▶ **DATA SEGMENT**
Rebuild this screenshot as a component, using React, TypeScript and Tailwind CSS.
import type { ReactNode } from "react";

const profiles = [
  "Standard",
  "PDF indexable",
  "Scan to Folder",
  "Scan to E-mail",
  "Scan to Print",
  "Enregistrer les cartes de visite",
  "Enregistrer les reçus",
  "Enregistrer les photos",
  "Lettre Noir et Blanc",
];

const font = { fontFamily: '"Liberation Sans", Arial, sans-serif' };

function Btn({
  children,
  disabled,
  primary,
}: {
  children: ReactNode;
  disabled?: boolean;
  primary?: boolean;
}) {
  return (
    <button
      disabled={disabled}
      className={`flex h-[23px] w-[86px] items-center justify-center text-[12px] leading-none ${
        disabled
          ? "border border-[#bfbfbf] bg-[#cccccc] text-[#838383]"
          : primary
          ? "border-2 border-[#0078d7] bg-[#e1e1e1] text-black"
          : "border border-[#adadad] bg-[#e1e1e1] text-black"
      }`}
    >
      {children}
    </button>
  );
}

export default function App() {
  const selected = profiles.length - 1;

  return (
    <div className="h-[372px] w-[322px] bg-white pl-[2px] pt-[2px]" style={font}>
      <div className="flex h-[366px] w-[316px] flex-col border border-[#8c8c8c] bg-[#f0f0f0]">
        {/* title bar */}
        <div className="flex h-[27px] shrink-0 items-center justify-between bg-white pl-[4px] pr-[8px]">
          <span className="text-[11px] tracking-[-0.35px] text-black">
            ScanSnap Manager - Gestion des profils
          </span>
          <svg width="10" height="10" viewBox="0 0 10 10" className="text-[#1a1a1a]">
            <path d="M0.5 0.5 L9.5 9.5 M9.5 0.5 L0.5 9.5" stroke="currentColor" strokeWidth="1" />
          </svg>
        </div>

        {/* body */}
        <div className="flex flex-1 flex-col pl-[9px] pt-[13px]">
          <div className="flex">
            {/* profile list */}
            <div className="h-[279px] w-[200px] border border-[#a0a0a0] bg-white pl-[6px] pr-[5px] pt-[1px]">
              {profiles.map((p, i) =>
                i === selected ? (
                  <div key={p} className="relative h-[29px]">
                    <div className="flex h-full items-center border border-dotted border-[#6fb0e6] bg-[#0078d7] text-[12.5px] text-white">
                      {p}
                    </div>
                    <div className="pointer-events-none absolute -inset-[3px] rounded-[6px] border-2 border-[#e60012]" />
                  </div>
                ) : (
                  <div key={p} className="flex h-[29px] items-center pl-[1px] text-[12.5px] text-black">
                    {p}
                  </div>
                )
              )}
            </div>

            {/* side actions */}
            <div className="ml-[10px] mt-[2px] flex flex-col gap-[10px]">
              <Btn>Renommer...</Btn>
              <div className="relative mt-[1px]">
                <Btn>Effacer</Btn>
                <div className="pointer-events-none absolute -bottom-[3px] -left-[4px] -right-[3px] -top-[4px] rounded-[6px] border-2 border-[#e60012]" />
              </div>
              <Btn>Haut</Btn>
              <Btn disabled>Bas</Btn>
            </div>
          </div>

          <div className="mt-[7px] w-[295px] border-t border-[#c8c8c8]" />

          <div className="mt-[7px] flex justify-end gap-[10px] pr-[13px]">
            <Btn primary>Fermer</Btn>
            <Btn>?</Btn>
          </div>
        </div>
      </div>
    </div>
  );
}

▶ **GOAL**
Set down, exactly as written, each line of the data from its opening line through the one containing "const selected = profiles.length - 1;". Output nothing more.

▶ **ANSWER TO THE EXERCISE**
Rebuild this screenshot as a component, using React, TypeScript and Tailwind CSS.
import type { ReactNode } from "react";

const profiles = [
  "Standard",
  "PDF indexable",
  "Scan to Folder",
  "Scan to E-mail",
  "Scan to Print",
  "Enregistrer les cartes de visite",
  "Enregistrer les reçus",
  "Enregistrer les photos",
  "Lettre Noir et Blanc",
];

const font = { fontFamily: '"Liberation Sans", Arial, sans-serif' };

function Btn({
  children,
  disabled,
  primary,
}: {
  children: ReactNode;
  disabled?: boolean;
  primary?: boolean;
}) {
  return (
    <button
      disabled={disabled}
      className={`flex h-[23px] w-[86px] items-center justify-center text-[12px] leading-none ${
        disabled
          ? "border border-[#bfbfbf] bg-[#cccccc] text-[#838383]"
          : primary
          ? "border-2 border-[#0078d7] bg-[#e1e1e1] text-black"
          : "border border-[#adadad] bg-[#e1e1e1] text-black"
      }`}
    >
      {children}
    </button>
  );
}

export default function App() {
  const selected = profiles.length - 1;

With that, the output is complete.